Fajne było poznać życie camperowe od tej strony, od której go jeszcze nie znałam, chociaż mnie chyba jednak bardziej wciągnęło życie żeglarskie.
Dzięki za niezapomniane wakacje!
Łysy - 2012-09-03, 00:53
JA RÓWNIEŻ DZIĘKUJĘ WAM BO TO TACY LUDZIE JAK WY TWORZĄ TAKĄ NIEZAPOMNIANĄ ATMOSFERĘ
krzysioz - 2012-09-07, 16:37
Na wstępie bardzo przepraszam za tak późny odzew w tym wątku. Na usprawiedliwienie - powiem ,ze pod koniec urlopu postanowiłem również odpocząć od komputera ( zresztą zepsutego). No ale nastąpił sądny dzień i znów wylądowałem w pracy gdzie wieczorami miewam troche czasu.
Wątek ten podsunął mi myśl spędzenia wakacyjnego na Mazurach i był to strzał w dziesiątke.
W tym miejscu pragnę serdecznie podziękować Dembomenkom , ktorzy tak serdecznie nas ugościli - pokazując Ełk i okolice i poświecili nam tak wiele czasu ( i oczywiście cytrynówki).

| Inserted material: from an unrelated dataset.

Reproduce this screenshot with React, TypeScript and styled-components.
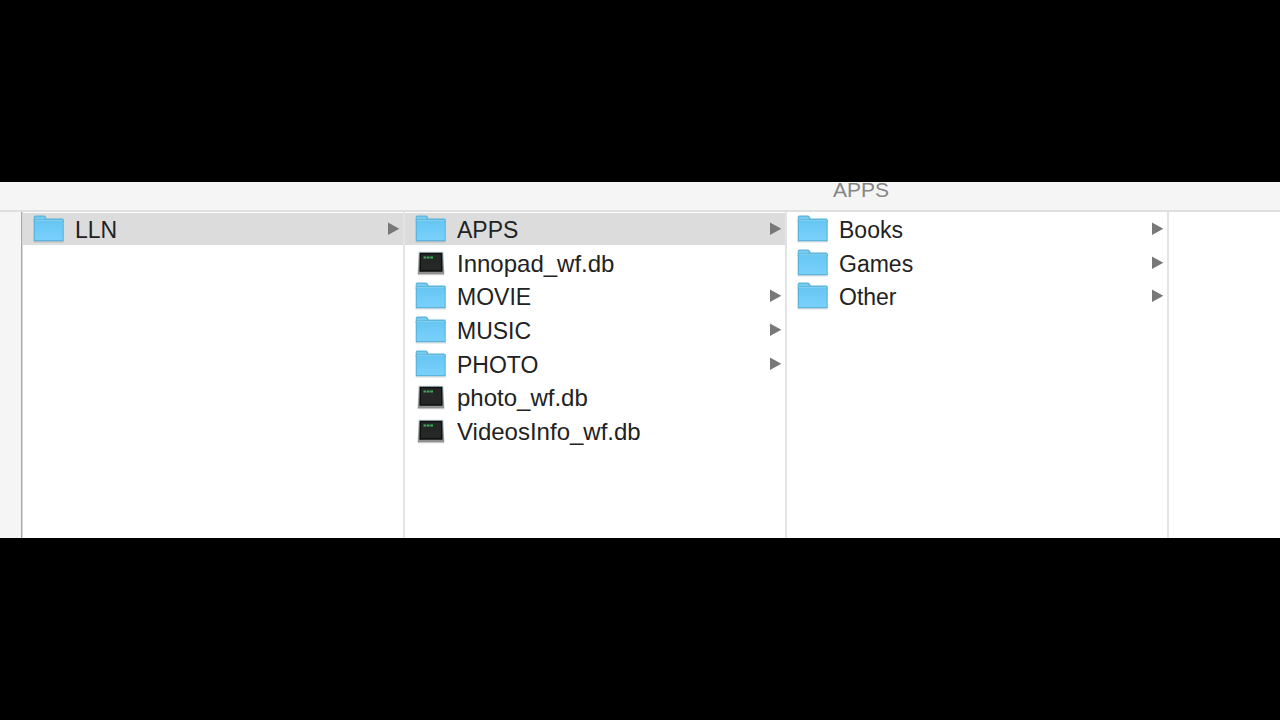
import React from "react";
import styled, { createGlobalStyle } from "styled-components";

const GlobalStyle = createGlobalStyle`
  * { box-sizing: border-box; }
  body {
    margin: 0;
    background: #000;
    font-family: "Liberation Sans", Arial, sans-serif;
  }
`;

const Stage = styled.main`
  min-height: 100vh;
  display: flex;
  flex-direction: column;
  justify-content: center;
`;

const Finder = styled.section`
  display: flex;
  flex-direction: column;
  min-height: 356px;
  overflow: hidden;
  background: #fff;
`;

const columns = "23px 382fr 382fr 382fr 111fr";

const TitleBar = styled.header`
  display: grid;
  grid-template-columns: ${columns};
  height: 30px;
  overflow: hidden;
  background: #f5f5f5;
  border-bottom: 2px solid #dfdfdf;
`;

const Title = styled.h1`
  grid-column: 4;
  margin: -6px 0 0;
  padding-left: 46px;
  font-size: 21px;
  line-height: 28px;
  font-weight: 400;
  color: #858585;
`;

const Browser = styled.div`
  flex: 1;
  display: grid;
  grid-template-columns: ${columns};
`;

const Sidebar = styled.aside`
  background: #f5f5f5;
  border-right: 1px solid #d8d8d8;
  &::after {
    content: "";
    display: block;
    height: 100%;
    border-right: 1px solid #a8a8a8;
  }
`;

const Column = styled.ul<{ $last?: boolean }>`
  display: grid;
  grid-auto-rows: 34px 33px 34px;
  margin: 0;
  padding: 1px 0 0;
  list-style: none;
  border-right: ${(p) => (p.$last ? "none" : "2px solid #e4e4e4")};
`;

const Row = styled.button<{ $selected?: boolean; $file?: boolean }>`
  display: flex;
  align-items: center;
  gap: 10px;
  width: 100%;
  height: 32px;
  border: 0;
  padding: 0 3px 0 10px;
  background: ${(p) => (p.$selected ? "#dcdcdc" : "transparent")};
  color: #222;
  font-family: inherit;
  font-size: ${(p) => (p.$file ? 24 : 23)}px;
  line-height: 30px;
  text-align: left;
`;

const Name = styled.span`
  flex: 1;
  padding-top: 2px;
  white-space: nowrap;
`;

const Icon = styled.svg`
  display: block;
  flex: none;
`;

const FolderIcon = () => (
  <Icon width="32" height="30" viewBox="0 0 32 30" aria-hidden="true">
    <defs>
      <linearGradient id="folder" x1="0" y1="0" x2="0" y2="1">
        <stop offset="0" stopColor="#67c6f3" />
        <stop offset="1" stopColor="#79d1fb" />
      </linearGradient>
    </defs>
    <path d="M.7 27.300h30v1.300H.7z" fill="#000" opacity=".13" />
    <path d="M.7 3.300q0-1.700 1.500-1.700h8.700q1 0 1.700 1l1.100 2h15.600q1.400 0 1.400 1.400V8H.7z" fill="#5cb5dd" />
    <path d="M1.900 2.700h9l1.700 2.500H1.700z" fill="#79ccec" />
    <path d="M.7 6.300h30v21H.7z" fill="#55acd4" />
    <path d="M1.700 7.200h28v19h-28z" fill="url(#folder)" />
    <path d="M1.700 6.200h28v1h-28z" fill="#8bd8f8" />
  </Icon>
);

const DatabaseIcon = () => (
  <Icon width="32" height="26" viewBox="0 0 32 26" aria-hidden="true">
    <defs>
      <linearGradient id="frame" x1="0" y1="0" x2="0" y2="1">
        <stop offset="0" stopColor="#bccbd0" />
        <stop offset="1" stopColor="#8c8c8c" />
      </linearGradient>
    </defs>
    <path d="M3.600 1.700h24.800l.8 19.300v3.500H2.800V21z" fill="url(#frame)" />
    <path d="M2.800 24h26.400v1.200H2.800z" fill="#c6c6c6" />
    <path d="M4.600 2.700h22.800l.2 19H4.400z" fill="#0d0f0f" />
    <path d="M6 4.200h20v16H6z" fill="#252727" />
    <path d="M8.500 7.500h9.500" stroke="#3fae5b" strokeWidth="1.800" strokeDasharray="2.700 .7" />
  </Icon>
);

const Arrow = () => (
  <Icon width="13" height="14" viewBox="0 0 13 14" aria-hidden="true">
    <path d="M1 .6l11.300 6.200L1 13z" fill="#787878" />
  </Icon>
);

type Entry = { name: string; file?: boolean; selected?: boolean };

const listing: Entry[][] = [
  [{ name: "LLN", selected: true }],
  [
    { name: "APPS", selected: true },
    { name: "Innopad_wf.db", file: true },
    { name: "MOVIE" },
    { name: "MUSIC" },
    { name: "PHOTO" },
    { name: "photo_wf.db", file: true },
    { name: "VideosInfo_wf.db", file: true },
  ],
  [{ name: "Books" }, { name: "Games" }, { name: "Other" }],
  [],
];

export default function App() {
  return (
    <>
      <GlobalStyle />
      <Stage>
        <Finder>
          <TitleBar>
            <Title>APPS</Title>
          </TitleBar>
          <Browser>
            <Sidebar />
            {listing.map((entries, i) => (
              <Column key={i} $last={i === listing.length - 1}>
                {entries.map((entry) => (
                  <li key={entry.name}>
                    <Row type="button" $selected={entry.selected} $file={entry.file}>
                      {entry.file ? <DatabaseIcon /> : <FolderIcon />}
                      <Name>{entry.name}</Name>
                      {!entry.file && <Arrow />}
                    </Row>
                  </li>
                ))}
              </Column>
            ))}
          </Browser>
        </Finder>
      </Stage>
    </>
  );
}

Wielkie podziękowania również należą sie Łysemu , Gosi i ich młodzieży z zalogi gołebnika za wszelkie atrakcje i niepowtarzalną atmosferę.
Szkoda tylko , że tak szybko uciekliśmy - no ale w końcu trzeba było zadbać nieco o zdrowie.
Serdecznie pozdrawiam obie wspomniane załogi i jeszcze raz dziekuje.
pozdrowienia Dla Tomka i Agnieszki wraz z juniorami i Emilką
W pózniejszym terminie dodam trochę fotek.